§ REQUEST: Pull out every line below that holds the word "this".

§ INFORMATION GIVEN:

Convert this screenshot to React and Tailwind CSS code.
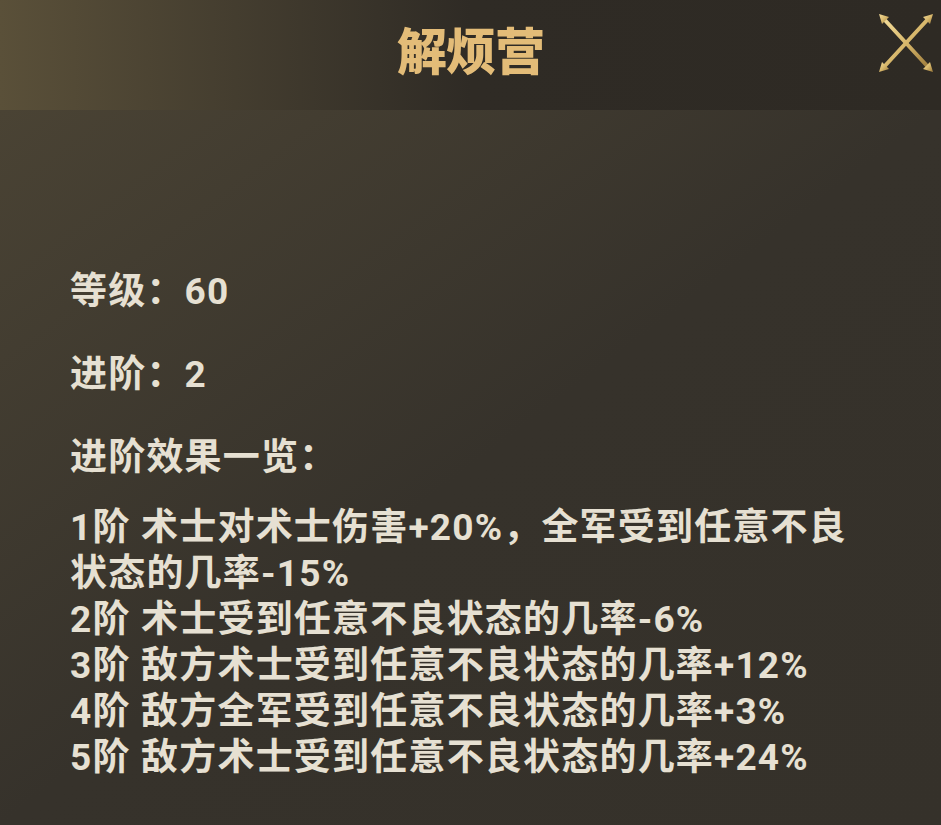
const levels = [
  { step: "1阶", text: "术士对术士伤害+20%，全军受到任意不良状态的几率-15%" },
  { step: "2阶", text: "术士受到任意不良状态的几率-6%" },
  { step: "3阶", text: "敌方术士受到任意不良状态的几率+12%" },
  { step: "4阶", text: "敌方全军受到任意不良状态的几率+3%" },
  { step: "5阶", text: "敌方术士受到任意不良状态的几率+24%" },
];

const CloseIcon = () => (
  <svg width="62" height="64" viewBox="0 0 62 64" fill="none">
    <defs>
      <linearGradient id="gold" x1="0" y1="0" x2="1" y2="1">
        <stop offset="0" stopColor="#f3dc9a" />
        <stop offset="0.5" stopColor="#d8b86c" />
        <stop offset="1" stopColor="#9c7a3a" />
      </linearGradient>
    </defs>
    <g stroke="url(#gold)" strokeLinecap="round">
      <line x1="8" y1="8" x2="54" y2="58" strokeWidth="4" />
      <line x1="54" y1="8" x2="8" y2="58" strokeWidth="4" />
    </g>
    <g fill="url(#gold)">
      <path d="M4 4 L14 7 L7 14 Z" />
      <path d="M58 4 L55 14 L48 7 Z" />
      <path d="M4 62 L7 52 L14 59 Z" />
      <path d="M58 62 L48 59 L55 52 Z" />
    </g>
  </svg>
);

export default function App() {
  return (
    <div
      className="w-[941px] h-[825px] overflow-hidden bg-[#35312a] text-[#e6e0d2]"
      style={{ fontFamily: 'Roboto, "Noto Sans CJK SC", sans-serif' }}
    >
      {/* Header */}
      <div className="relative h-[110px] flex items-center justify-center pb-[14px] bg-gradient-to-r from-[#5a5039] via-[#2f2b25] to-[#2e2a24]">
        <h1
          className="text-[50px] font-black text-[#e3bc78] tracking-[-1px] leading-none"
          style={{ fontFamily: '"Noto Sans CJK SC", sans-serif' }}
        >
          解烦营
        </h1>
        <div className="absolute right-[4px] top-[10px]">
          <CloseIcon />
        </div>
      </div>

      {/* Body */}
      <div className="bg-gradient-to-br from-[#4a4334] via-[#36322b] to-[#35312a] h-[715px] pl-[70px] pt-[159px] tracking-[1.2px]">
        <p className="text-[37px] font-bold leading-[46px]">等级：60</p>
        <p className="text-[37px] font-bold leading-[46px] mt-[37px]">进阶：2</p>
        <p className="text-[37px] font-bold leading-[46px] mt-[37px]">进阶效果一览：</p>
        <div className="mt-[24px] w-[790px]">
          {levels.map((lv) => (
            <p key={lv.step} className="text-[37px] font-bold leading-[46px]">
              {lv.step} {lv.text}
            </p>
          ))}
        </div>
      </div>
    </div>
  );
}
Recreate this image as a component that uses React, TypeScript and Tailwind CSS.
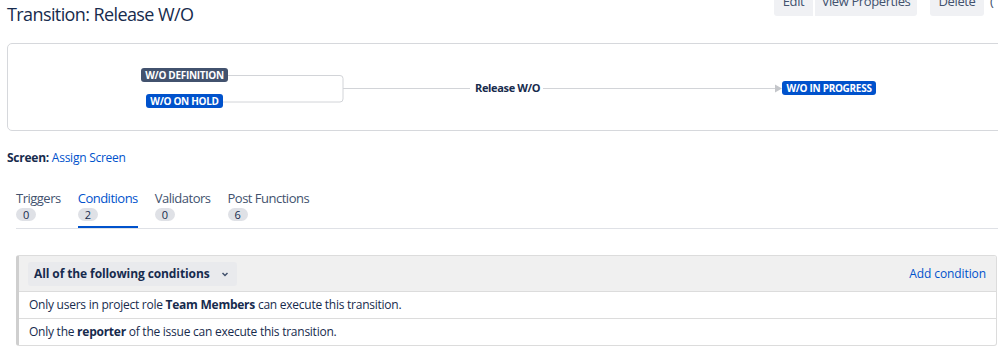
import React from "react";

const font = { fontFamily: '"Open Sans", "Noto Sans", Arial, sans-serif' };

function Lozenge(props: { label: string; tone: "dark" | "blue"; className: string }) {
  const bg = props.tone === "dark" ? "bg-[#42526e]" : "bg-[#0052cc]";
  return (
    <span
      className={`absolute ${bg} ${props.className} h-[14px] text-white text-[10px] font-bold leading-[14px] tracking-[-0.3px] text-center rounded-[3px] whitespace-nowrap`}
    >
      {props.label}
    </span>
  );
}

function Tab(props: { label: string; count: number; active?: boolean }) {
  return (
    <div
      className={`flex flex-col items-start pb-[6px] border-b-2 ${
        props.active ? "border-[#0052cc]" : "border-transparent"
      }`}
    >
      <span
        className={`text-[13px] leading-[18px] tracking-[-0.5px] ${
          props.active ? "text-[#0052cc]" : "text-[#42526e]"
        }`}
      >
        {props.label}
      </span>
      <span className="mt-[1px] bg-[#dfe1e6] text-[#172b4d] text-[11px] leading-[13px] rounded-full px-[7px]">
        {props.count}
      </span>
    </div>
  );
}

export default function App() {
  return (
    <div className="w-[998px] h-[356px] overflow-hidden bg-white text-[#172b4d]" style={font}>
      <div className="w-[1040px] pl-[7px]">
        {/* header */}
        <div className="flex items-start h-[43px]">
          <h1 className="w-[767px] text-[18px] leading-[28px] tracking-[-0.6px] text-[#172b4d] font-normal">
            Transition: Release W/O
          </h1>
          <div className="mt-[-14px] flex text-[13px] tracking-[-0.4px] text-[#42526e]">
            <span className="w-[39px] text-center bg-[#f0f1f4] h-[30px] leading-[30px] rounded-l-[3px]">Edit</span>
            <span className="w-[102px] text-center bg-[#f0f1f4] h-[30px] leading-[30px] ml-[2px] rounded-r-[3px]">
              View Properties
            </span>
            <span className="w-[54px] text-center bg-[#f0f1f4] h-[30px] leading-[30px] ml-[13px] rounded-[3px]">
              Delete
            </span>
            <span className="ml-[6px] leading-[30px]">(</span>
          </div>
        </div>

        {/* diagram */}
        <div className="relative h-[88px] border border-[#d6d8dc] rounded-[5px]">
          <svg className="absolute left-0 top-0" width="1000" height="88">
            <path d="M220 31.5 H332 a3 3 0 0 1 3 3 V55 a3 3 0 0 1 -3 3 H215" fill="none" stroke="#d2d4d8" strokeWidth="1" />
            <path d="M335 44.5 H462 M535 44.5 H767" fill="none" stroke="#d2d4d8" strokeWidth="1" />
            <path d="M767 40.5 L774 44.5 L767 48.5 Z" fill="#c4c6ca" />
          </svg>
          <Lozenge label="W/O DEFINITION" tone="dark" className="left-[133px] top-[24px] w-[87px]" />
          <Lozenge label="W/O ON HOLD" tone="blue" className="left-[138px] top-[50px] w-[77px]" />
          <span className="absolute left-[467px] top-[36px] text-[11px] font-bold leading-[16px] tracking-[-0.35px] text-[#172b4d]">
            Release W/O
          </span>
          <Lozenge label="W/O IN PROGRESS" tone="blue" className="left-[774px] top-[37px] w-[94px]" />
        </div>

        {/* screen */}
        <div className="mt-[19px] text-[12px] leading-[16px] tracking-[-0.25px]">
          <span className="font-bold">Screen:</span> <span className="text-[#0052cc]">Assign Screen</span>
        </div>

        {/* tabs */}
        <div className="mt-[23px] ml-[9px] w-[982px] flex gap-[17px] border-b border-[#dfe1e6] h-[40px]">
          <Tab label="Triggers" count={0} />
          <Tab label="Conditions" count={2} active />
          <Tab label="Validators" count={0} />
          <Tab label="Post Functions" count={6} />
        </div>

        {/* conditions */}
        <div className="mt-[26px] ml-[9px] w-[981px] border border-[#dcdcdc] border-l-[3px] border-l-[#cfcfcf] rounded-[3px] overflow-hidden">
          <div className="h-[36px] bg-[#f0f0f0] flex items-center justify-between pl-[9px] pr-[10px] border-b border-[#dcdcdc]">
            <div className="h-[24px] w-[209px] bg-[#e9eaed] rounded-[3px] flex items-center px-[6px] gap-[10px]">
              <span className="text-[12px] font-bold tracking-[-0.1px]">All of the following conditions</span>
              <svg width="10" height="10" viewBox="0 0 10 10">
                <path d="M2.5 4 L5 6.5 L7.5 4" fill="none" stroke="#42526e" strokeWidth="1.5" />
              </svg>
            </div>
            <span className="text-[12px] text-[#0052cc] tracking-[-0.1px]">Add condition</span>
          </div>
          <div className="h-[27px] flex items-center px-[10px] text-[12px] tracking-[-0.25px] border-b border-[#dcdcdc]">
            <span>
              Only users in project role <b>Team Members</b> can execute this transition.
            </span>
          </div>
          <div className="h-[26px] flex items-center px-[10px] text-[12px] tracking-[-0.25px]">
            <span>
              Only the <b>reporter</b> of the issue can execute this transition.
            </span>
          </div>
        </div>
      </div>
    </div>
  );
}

§ OUTPUT OF THE EXERCISE:
Convert this screenshot to React and Tailwind CSS code.
Recreate this image as a component that uses React, TypeScript and Tailwind CSS.
              Only users in project role <b>Team Members</b> can execute this transition.
              Only the <b>reporter</b> of the issue can execute this transition.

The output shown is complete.